The Case for Economics in the Elementary Classroom
If economics is such an integral part of people's lives and an understanding of economics is critical in helping people comprehend the modern world and make decisions that shape the future, then why isn't economics taught in the schools beginning in the elementary grades?
Published December 1, 1998 | December 1998 issue
As adults, today's students will be confronted with economic issues that require decisions, the consequences of which will impact their lives and the lives of others. In the ordinary business of life, they will make decisions about what to buy, how much of their income they should spend, and how much to save and what careers to pursue. As citizens, they will need to understand the fallacy in politicians' promises to cut taxes and increase spending on a variety of public goods. They will be expected to read newspaper articles on the actions of the Federal Reserve Board and comprehend how these decisions affect them as consumers, producers and savers. Students who are not articulate and well informed about economic principles and who lack the ability to apply economic reasoning skills will find the economic issues they face both as young children, and as adults, complex and confusing. Their decisions will be made based on incorrect assumptions, misunderstandings and misconceptions that could have been corrected during their school experience.

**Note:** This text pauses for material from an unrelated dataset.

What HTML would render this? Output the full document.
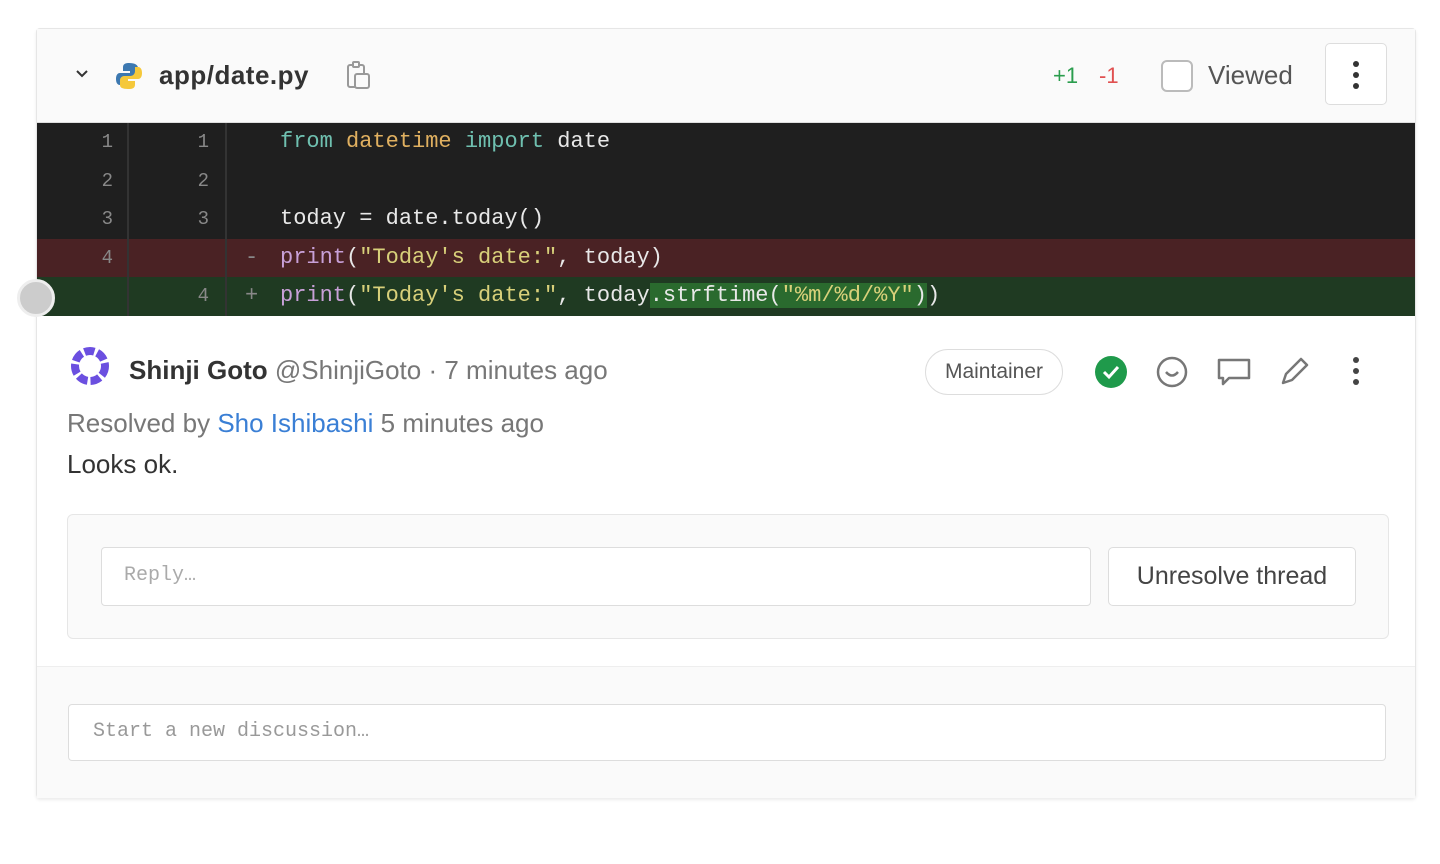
<!DOCTYPE html>
<html><head><meta charset="utf-8"><style>
*{box-sizing:border-box;margin:0;padding:0}
body{width:1440px;height:864px;background:#fff;font-family:"Liberation Sans",sans-serif;position:relative;overflow:hidden}
.card{position:absolute;left:36px;top:28px;width:1380px;height:770px;border:1px solid #e6e6e6;border-radius:4px;background:#fff;box-shadow:0 2px 3px rgba(0,0,0,.08)}
.hdr{position:absolute;left:0;top:0;width:100%;height:94px;background:#fafafa;border-bottom:1px solid #ddd}
.abs{position:absolute}
.code{position:absolute;left:0;top:94px;width:100%;height:192px;background:#1f1f1f;font-family:"Liberation Mono",monospace;font-size:22px;color:#e8e8e8}
.row{position:absolute;left:0;width:100%;height:38.5px;line-height:38.5px}
.ln{position:absolute;width:76px;text-align:right;color:#888;font-size:19px}
.g1{left:0;width:92px;height:100%;border-right:2px solid #333}
.g2{left:92px;width:98px;height:100%;border-right:2px solid #333}
.txt{position:absolute;left:243px;white-space:pre}
.kw{color:#6fc0b0}.mod{color:#e0b060}.fn{color:#c8a0d8}.str{color:#d8d07a}
.grey{color:#888}
.btn{border:1px solid #ddd;border-radius:5px;background:#fff}
</style></head><body>
<div class="card">
 <div class="hdr">
  <svg class="abs" style="left:38px;top:40px" width="14" height="10"><path d="M2 2l5 5 5-5" stroke="#333" stroke-width="2" fill="none"/></svg>
  <svg class="abs" style="left:78px;top:32px" width="28" height="30" viewBox="0 0 28 30"><path d="M14 2c-6 0-6 3-6 5v3h7v2H5c-3 0-4 3-4 6s1 6 4 6h3v-4c0-3 2-5 5-5h6c2 0 4-2 4-4V7c0-3-3-5-9-5z" fill="#3c78b0"/><path d="M14 28c6 0 6-3 6-5v-3h-7v-2h10c3 0 4-3 4-6s-1-6-4-6h-3v4c0 3-2 5-5 5H9c-2 0-4 2-4 4v5c0 3 3 4 9 4z" fill="#f5c83a"/></svg>
  <div class="abs" style="left:122px;top:31px;font-size:26px;font-weight:bold;color:#333;letter-spacing:0.5px">app/date.py</div>
  <svg class="abs" style="left:306px;top:30px" width="30" height="34"><rect x="5" y="6" width="16" height="22" rx="2" stroke="#999" stroke-width="2" fill="none"/><rect x="10" y="3" width="6" height="5" rx="1" stroke="#999" stroke-width="2" fill="#fafafa"/><rect x="12" y="15" width="14" height="14" rx="2" stroke="#999" stroke-width="2" fill="#fafafa"/></svg>
  <div class="abs" style="left:1016px;top:34px;font-size:22px;color:#2a9d4d">+1</div>
  <div class="abs" style="left:1062px;top:34px;font-size:22px;color:#e05050">-1</div>
  <div class="abs" style="left:1124px;top:31px;width:32px;height:32px;border:2px solid #bbb;border-radius:6px;background:#fff"></div>
  <div class="abs" style="left:1171px;top:31px;font-size:26px;color:#555">Viewed</div>
  <div class="abs btn" style="left:1288px;top:14px;width:62px;height:62px"><svg style="position:absolute;left:26px;top:16px" width="8" height="30"><circle cx="4" cy="4" r="3" fill="#333"/><circle cx="4" cy="15" r="3" fill="#333"/><circle cx="4" cy="26" r="3" fill="#333"/></svg></div>
 </div>
 <div class="code">
  <div class="row" style="top:0"><div class="abs g1"></div><div class="abs g2"></div><div class="ln" style="left:0">1</div><div class="ln" style="left:96px">1</div><div class="txt"><span class="kw">from</span> <span class="mod">datetime</span> <span class="kw">import</span> date</div></div>
  <div class="row" style="top:38.5px"><div class="abs g1"></div><div class="abs g2"></div><div class="ln" style="left:0">2</div><div class="ln" style="left:96px">2</div></div>
  <div class="row" style="top:77px"><div class="abs g1"></div><div class="abs g2"></div><div class="ln" style="left:0">3</div><div class="ln" style="left:96px">3</div><div class="txt">today = date.today()</div></div>
  <div class="row" style="top:115.5px;background:#4a2224"><div class="abs g1"></div><div class="abs g2"></div><div class="ln" style="left:0">4</div><div class="abs grey" style="left:208px">-</div><div class="txt"><span class="fn">print</span>(<span class="str">"Today's date:"</span>, today)</div></div>
  <div class="row" style="top:154px;background:#1f3a22"><div class="abs g1"></div><div class="abs g2"></div><div class="ln" style="left:96px">4</div><div class="abs grey" style="left:208px">+</div><div class="txt"><span class="fn">print</span>(<span class="str">"Today's date:"</span>, today<span style="background:#2a6a2e">.strftime(<span class="str">"%m/%d/%Y"</span>)</span>)</div></div>
 </div>
 <div class="abs" style="left:-20px;top:250px;width:38px;height:38px;border-radius:50%;background:#ccc;border:3px solid #eee"></div>
 <svg class="abs" style="left:32px;top:316px" width="42" height="42"><circle cx="21" cy="21" r="15" stroke="#6b4fe0" stroke-width="8" fill="none" stroke-dasharray="10 3"/></svg>
 <div class="abs" style="left:92px;top:326px;font-size:26px;color:#333"><b>Shinji Goto</b> <span style="color:#777">@ShinjiGoto · 7 minutes ago</span></div>
 <div class="abs" style="left:888px;top:320px;width:138px;height:46px;border:1px solid #ddd;border-radius:23px;font-size:21px;color:#555;text-align:center;line-height:44px">Maintainer</div>
 <svg class="abs" style="left:1057px;top:326px" width="34" height="34"><circle cx="17" cy="17" r="16" fill="#1f9a4b"/><path d="M10 17l5 5 9-10" stroke="#fff" stroke-width="3" fill="none"/></svg>
 <svg class="abs" style="left:1118px;top:326px" width="34" height="34"><circle cx="17" cy="17" r="14" stroke="#777" stroke-width="2.5" fill="none"/><path d="M11 17q6 7 12 0" stroke="#777" stroke-width="2.5" fill="none"/></svg>
 <svg class="abs" style="left:1178px;top:326px" width="38" height="34"><path d="M4 5h30v18H14l-6 6v-6H4z" stroke="#777" stroke-width="2.5" fill="none" stroke-linejoin="round"/></svg>
 <svg class="abs" style="left:1240px;top:326px" width="34" height="34"><path d="M6 28l3-9 15-15 6 6-15 15z" stroke="#777" stroke-width="2.5" fill="none" stroke-linejoin="round"/></svg>
 <svg class="abs" style="left:1315px;top:327px" width="8" height="30"><circle cx="4" cy="4" r="3" fill="#444"/><circle cx="4" cy="15" r="3" fill="#444"/><circle cx="4" cy="26" r="3" fill="#444"/></svg>
 <div class="abs" style="left:30px;top:379px;font-size:26px;color:#777">Resolved by <span style="color:#3a7fd5">Sho Ishibashi</span> 5 minutes ago</div>
 <div class="abs" style="left:30px;top:420px;font-size:26px;color:#333">Looks ok.</div>
 <div class="abs" style="left:30px;top:485px;width:1322px;height:125px;background:#fafafa;border:1px solid #e6e6e6;border-radius:6px">
  <div class="abs btn" style="left:33px;top:32px;width:990px;height:59px;font-family:'Liberation Mono',monospace;font-size:20px;color:#aaa;padding:16px 22px;border-radius:4px">Reply…</div>
  <div class="abs btn" style="left:1040px;top:32px;width:248px;height:59px;font-size:25px;color:#444;text-align:center;line-height:57px">Unresolve thread</div>
 </div>
 <div class="abs" style="left:0;top:637px;width:100%;height:132px;background:#fafafa;border-top:1px solid #eee">
  <div class="abs btn" style="left:31px;top:37px;width:1318px;height:57px;font-family:'Liberation Mono',monospace;font-size:20px;color:#999;padding:15px 24px;border-radius:4px">Start a new discussion…</div>
 </div>
</div>
</body></html>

The need for economic literacy has been well stated by numerous groups and individuals. James Tobin, 1981 Nobel Laureate, clearly established the case for economic education and its benefits for individuals and for society in a Wall Street Journal article. He said:
High school graduates will be making economic choices all their lives, as breadwinners and consumers, as citizens and voters. A wide range of people will bombard them with economic information and misinformation for their entire lives. They will need some capacity for critical judgment.1
In 1994 economics was included in the Goals 2000 Educate America Act as one of the challenging subjects in which every student should demonstrate competency. It further stated that every adult American will be literate and will possess the knowledge and skills to compete in a global economy.2 The case for economic education is further strengthened by demands from the business community for economically literate workers.3 The Voluntary National Content Standards in Economics, published in 1997, delineates the economic knowledge and skills students should have upon leaving high school—knowledge and skills without which students could be considered disadvantaged.4 If economics is such an integral part of people's lives and an understanding of economics is critical in helping people comprehend the modern world and make decisions that shape the future, then why isn't economics taught in the schools beginning in the elementary grades?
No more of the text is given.